Building Trust Through Transparency
If AI is to play a meaningful role in climate response, it must earn public trust. That means not only explaining what a model does but also showing where it’s wrong — and what’s being done about it.
Black-box systems that spit out recommendations with no explanation will struggle to gain traction outside tech circles. In climate contexts, decisions often affect lives, livelihoods, and land rights. Transparency isn’t a feature — it’s a requirement.
Several projects are now adopting explainable AI (XAI) techniques, making outputs more accessible to non-experts. When a city’s emergency response team understands why a flood warning was triggered, they’re more likely to act on it. When farmers can trace how a crop failure forecast was generated, they’re more likely to believe it — and adjust in time.

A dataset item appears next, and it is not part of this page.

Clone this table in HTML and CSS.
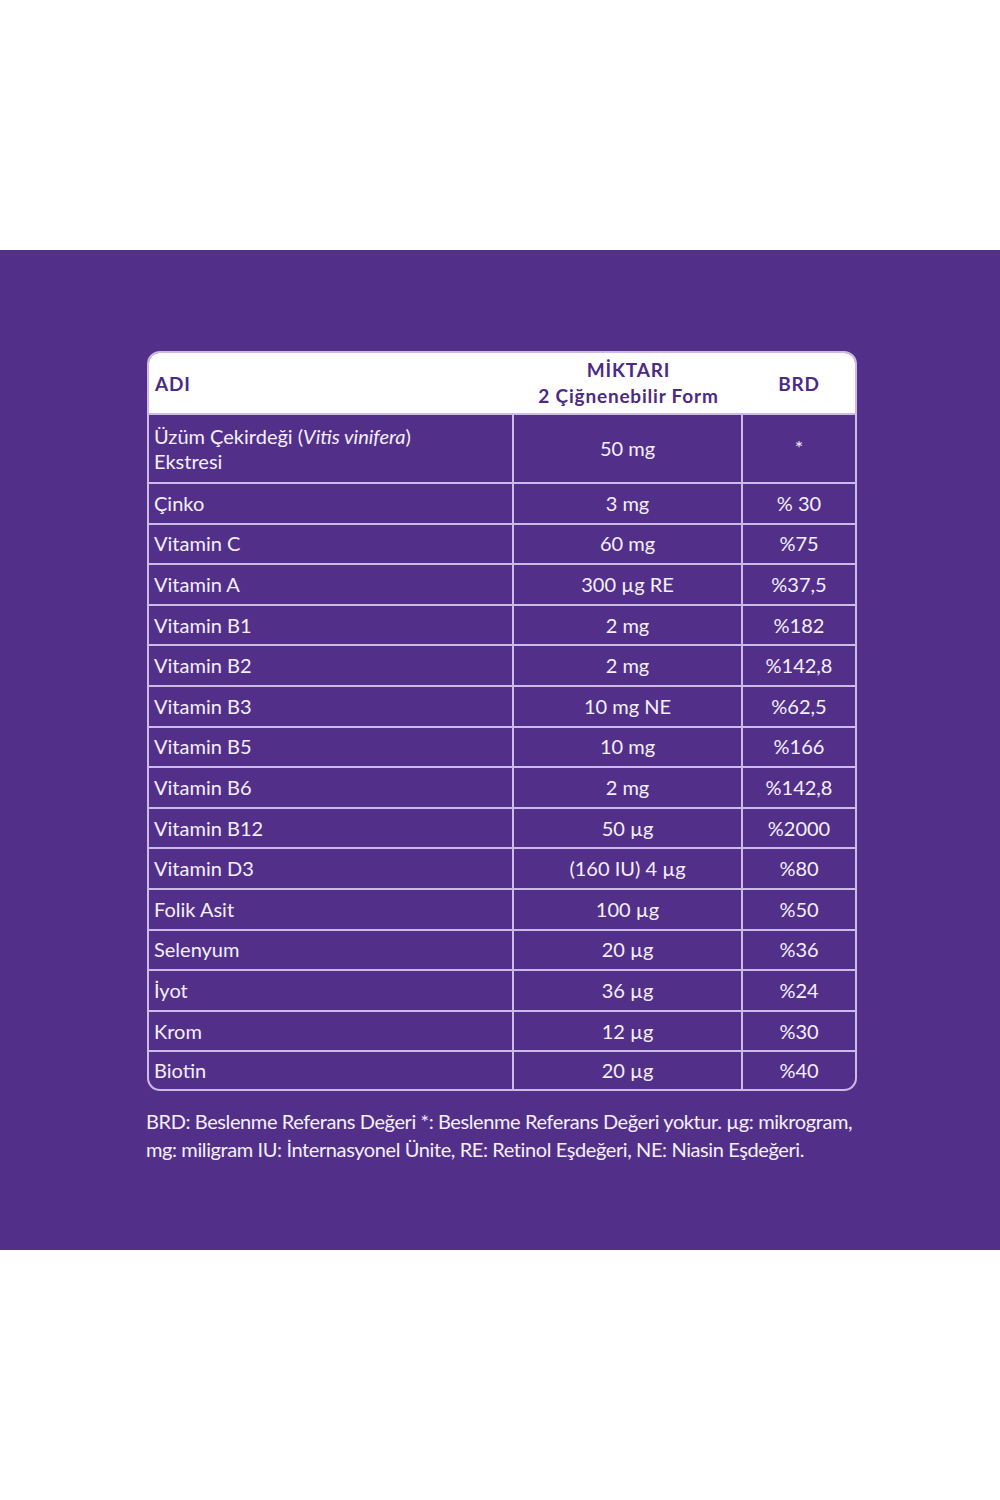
FILE: index.html
```html
<!DOCTYPE html>
<html lang="tr">
<head>
<meta charset="utf-8">
<link rel="stylesheet" href="styles.css">
</head>
<body>
<div class="top"></div>
<section class="band">
  <div class="table">
    <div class="row head">
      <div class="cell name"><span>ADI</span></div>
      <div class="cell amt"><span>MİKTARI<br>2 Çiğnenebilir Form</span></div>
      <div class="cell brd"><span>BRD</span></div>
    </div>
    <div class="row first">
      <div class="cell name"><span>Üzüm Çekirdeği (<i>Vitis vinifera</i>)<br>Ekstresi</span></div>
      <div class="cell amt"><span>50 mg</span></div>
      <div class="cell brd"><span>*</span></div>
    </div>
    <div class="row"><div class="cell name">Çinko</div><div class="cell amt">3 mg</div><div class="cell brd">% 30</div></div>
    <div class="row"><div class="cell name">Vitamin C</div><div class="cell amt">60 mg</div><div class="cell brd">%75</div></div>
    <div class="row"><div class="cell name">Vitamin A</div><div class="cell amt">300 µg RE</div><div class="cell brd">%37,5</div></div>
    <div class="row"><div class="cell name">Vitamin B1</div><div class="cell amt">2 mg</div><div class="cell brd">%182</div></div>
    <div class="row"><div class="cell name">Vitamin B2</div><div class="cell amt">2 mg</div><div class="cell brd">%142,8</div></div>
    <div class="row"><div class="cell name">Vitamin B3</div><div class="cell amt">10 mg NE</div><div class="cell brd">%62,5</div></div>
    <div class="row"><div class="cell name">Vitamin B5</div><div class="cell amt">10 mg</div><div class="cell brd">%166</div></div>
    <div class="row"><div class="cell name">Vitamin B6</div><div class="cell amt">2 mg</div><div class="cell brd">%142,8</div></div>
    <div class="row"><div class="cell name">Vitamin B12</div><div class="cell amt">50 µg</div><div class="cell brd">%2000</div></div>
    <div class="row"><div class="cell name">Vitamin D3</div><div class="cell amt">(160 IU) 4 µg</div><div class="cell brd">%80</div></div>
    <div class="row"><div class="cell name">Folik Asit</div><div class="cell amt">100 µg</div><div class="cell brd">%50</div></div>
    <div class="row"><div class="cell name">Selenyum</div><div class="cell amt">20 µg</div><div class="cell brd">%36</div></div>
    <div class="row"><div class="cell name">İyot</div><div class="cell amt">36 µg</div><div class="cell brd">%24</div></div>
    <div class="row"><div class="cell name">Krom</div><div class="cell amt">12 µg</div><div class="cell brd">%30</div></div>
    <div class="row last"><div class="cell name">Biotin</div><div class="cell amt">20 µg</div><div class="cell brd">%40</div></div>
  </div>
  <p class="note">BRD: Beslenme Referans Değeri *: Beslenme Referans Değeri yoktur. µg: mikrogram,<br>mg: miligram IU: İnternasyonel Ünite, RE: Retinol Eşdeğeri, NE: Niasin Eşdeğeri.</p>
</section>
</body>
</html>
```
FILE: styles.css
```css
* { box-sizing: border-box; }
html, body { margin: 0; padding: 0; background: #ffffff; }
body { font-family: "Lato", "Open Sans", sans-serif; }
.top { height: 250px; }
.band {
  height: 1000px;
  background: #52308a;
  padding: 101px 0 0 147px;
}
.table {
  width: 710px;
  border: 2px solid #cbbbe6;
  border-radius: 13px;
  overflow: hidden;
}
.row {
  display: grid;
  grid-template-columns: 363px 229px 114px;
  height: 40.6px;
  border-top: 2px solid #cbbbe6;
  color: #f4effb;
  font-size: 20px;
  letter-spacing: 0;
}
.row.head {
  border-top: none;
  height: 60px;
  background: #ffffff;
  color: #4b2b83;
  font-weight: 700;
  font-size: 19px;
  letter-spacing: 0.8px;
}
.row.first { height: 69px; }
.row.last { height: 38.6px; }
.cell {
  display: flex;
  align-items: center;
  line-height: 25px;
}
.cell.name { padding-left: 5px; }
.cell.amt, .cell.brd {
  justify-content: center;
  text-align: center;
  border-left: 2px solid #cbbbe6;
}
.row.head .cell.amt, .row.head .cell.brd { border-left: none; }
.row.head .cell.amt { line-height: 26px; padding-left: 4px; }
.row.head .cell.brd { padding-left: 2px; }
.row.head .cell.name { padding-left: 6px; }
.row.first .cell.brd { align-items: flex-start; padding-top: 20px; }
.note {
  margin: 16px 0 0 -1px;
  color: #f4effb;
  font-size: 20px;
  line-height: 28px;
  letter-spacing: -0.4px;
  white-space: nowrap;
}
```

AI that speaks only to other machines is powerful. But AI that earns trust from people is useful.
Conclusion: Tools Are Only as Good as Their Purpose
The story of AI and climate change isn’t about magic. It’s about margin — the small but crucial gains that smarter systems can deliver when time is short, and the stakes are high.
Artificial intelligence can help us find leaks faster, use land better, distribute power more fairly, and prepare for disasters before they happen. But it can’t rewrite climate laws, replace political will, or solve problems we refuse to name.
In the end, no tool matters more than the intent behind it. When AI is directed toward justice, equity, and long-term planetary health, it becomes more than code — it becomes part of the solution. But if we treat it as a shortcut, a smokescreen, or a magic trick, we risk using tomorrow’s tech to repeat yesterday’s mistakes.
Climate change demands urgency. AI offers speed. But only people — real, informed, accountable people — can decide where that speed takes us.